The first USS Flicker (AM-70) was a minesweeper in the United States Navy during World War II, named after the flicker, a medium-sized member of the woodpecker family common to North America.

Laid down on 27 October 1936 as the steel-hulled  fishing trawler, M/V Delaware by the Bath Iron Works, Bath, Maine for the Booth Fisheries Co. of Boston, Massachusetts, the ship was launched on 25 February 1937.
 
Acquired by the US Navy on 9 August 1940 and converted to a minesweeper at the Bethlehem Steel Co., East Boston, she was renamed Flicker on 14 August 1940, and commissioned as USS Flicker (AM-70) on 26 October 1940. Conversion was completed on 26 March 1941. She was reclassified IX-165 on 11 April 1944.

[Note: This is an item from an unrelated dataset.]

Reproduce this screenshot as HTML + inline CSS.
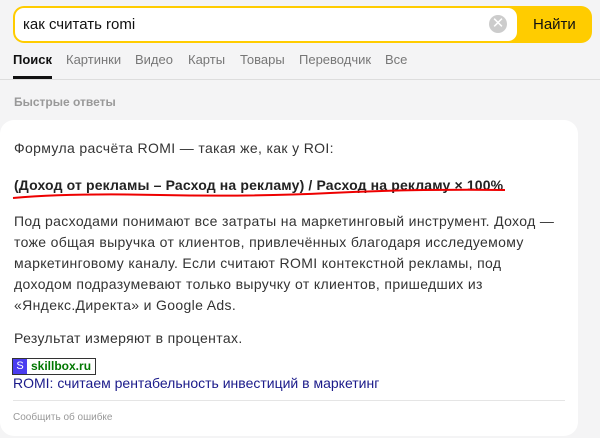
<!DOCTYPE html>
<html><head><meta charset="utf-8"><style>
body{margin:0;width:600px;height:438px;background:#f4f4f5;font-family:"Liberation Sans","Noto Sans CJK JP",sans-serif;position:relative;overflow:hidden;color:#222}
.a{position:absolute;white-space:nowrap}
.box{left:13px;top:6px;width:579px;height:37px;background:#fc0;border-radius:11px}
.inp{left:15px;top:8px;width:502px;height:33px;background:#fff;border-radius:9px}
.tab{top:52px;font-size:13px;color:#777}
.card{left:0;top:120px;width:578px;height:316px;background:#fff;border-radius:14px}
.t{font-size:14px;color:#333;left:14px;letter-spacing:0.35px}
</style></head><body>
<div class="a box"></div><div class="a inp"></div>
<div class="a" style="left:23px;top:16px;font-size:15px;color:#111">как считать romi</div>
<div class="a" style="left:489px;top:15px;width:18px;height:18px;border-radius:50%;background:#ccc;color:#fff;font-size:15px;line-height:18px;text-align:center">✕</div>
<div class="a" style="left:533px;top:16px;font-size:15px;color:#111">Найти</div>
<div class="a tab" style="left:13px;color:#111;font-weight:bold">Поиск</div>
<div class="a tab" style="left:66px">Картинки</div>
<div class="a tab" style="left:135px">Видео</div>
<div class="a tab" style="left:188px">Карты</div>
<div class="a tab" style="left:240px">Товары</div>
<div class="a tab" style="left:299px">Переводчик</div>
<div class="a tab" style="left:385px">Все</div>
<div class="a" style="left:13px;top:76px;width:39px;height:3px;background:#111"></div>
<div class="a" style="left:0;top:79px;width:600px;height:1px;background:#ddd"></div>
<div class="a" style="left:14px;top:95px;font-size:12px;font-weight:bold;color:#999">Быстрые ответы</div>
<div class="a card"></div>
<div class="a t" style="top:140px">Формула расчёта ROMI — такая же, как у ROI:</div>
<div class="a t" style="top:177px;font-weight:bold;color:#222;letter-spacing:0.15px">(Доход от рекламы – Расход на рекламу) / Расход на рекламу × 100%</div>
<svg class="a" style="left:10px;top:188px" width="500" height="14"><path d="M3 10 Q60 5 150 7 T320 5 T495 2" stroke="#e00" stroke-width="2" fill="none"/></svg>
<div class="a t" style="top:211px;line-height:21px">Под расходами понимают все затраты на маркетинговый инструмент. Доход —<br>тоже общая выручка от клиентов, привлечённых благодаря исследуемому<br>маркетинговому каналу. Если считают ROMI контекстной рекламы, под<br>доходом подразумевают только выручку от клиентов, пришедших из<br>«Яндекс.Директа» и Google Ads.</div>
<div class="a t" style="top:330px">Результат измеряют в процентах.</div>
<div class="a" style="left:12px;top:358px;width:82px;height:15px;border:1px solid #333"></div>
<div class="a" style="left:13px;top:359px;width:14px;height:15px;background:#4a3cf0;color:#fff;font-size:11px;text-align:center;line-height:15px">S</div>
<div class="a" style="left:31px;top:359px;font-size:12px;font-weight:bold;color:#070">skillbox.ru</div>
<div class="a" style="left:13px;top:375px;font-size:14px;color:#1a1a8a">ROMI: считаем рентабельность инвестиций в маркетинг</div>
<div class="a" style="left:13px;top:400px;width:552px;height:1px;background:#e5e5e5"></div>
<div class="a" style="left:13px;top:412px;font-size:10px;color:#999">Сообщить об ошибке</div>
</body></html>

World War II North Atlantic operations 
After training off Norfolk, Virginia, Flicker carried out sweeping operations off Bermuda from May 1941 through December, then returned to Norfolk for minesweeping in the Virginia Capes.

South Atlantic operations
On 19 September 1942, she arrived at Recife, Brazil, where she served as harbor entrance guard ship and swept mines until 7 January 1943. Her base from that time to 11 July was Bahia, Brazil, and after operations at Rio de Janeiro, she returned to Bahia on 21 November, to serve there until 8 February 1944.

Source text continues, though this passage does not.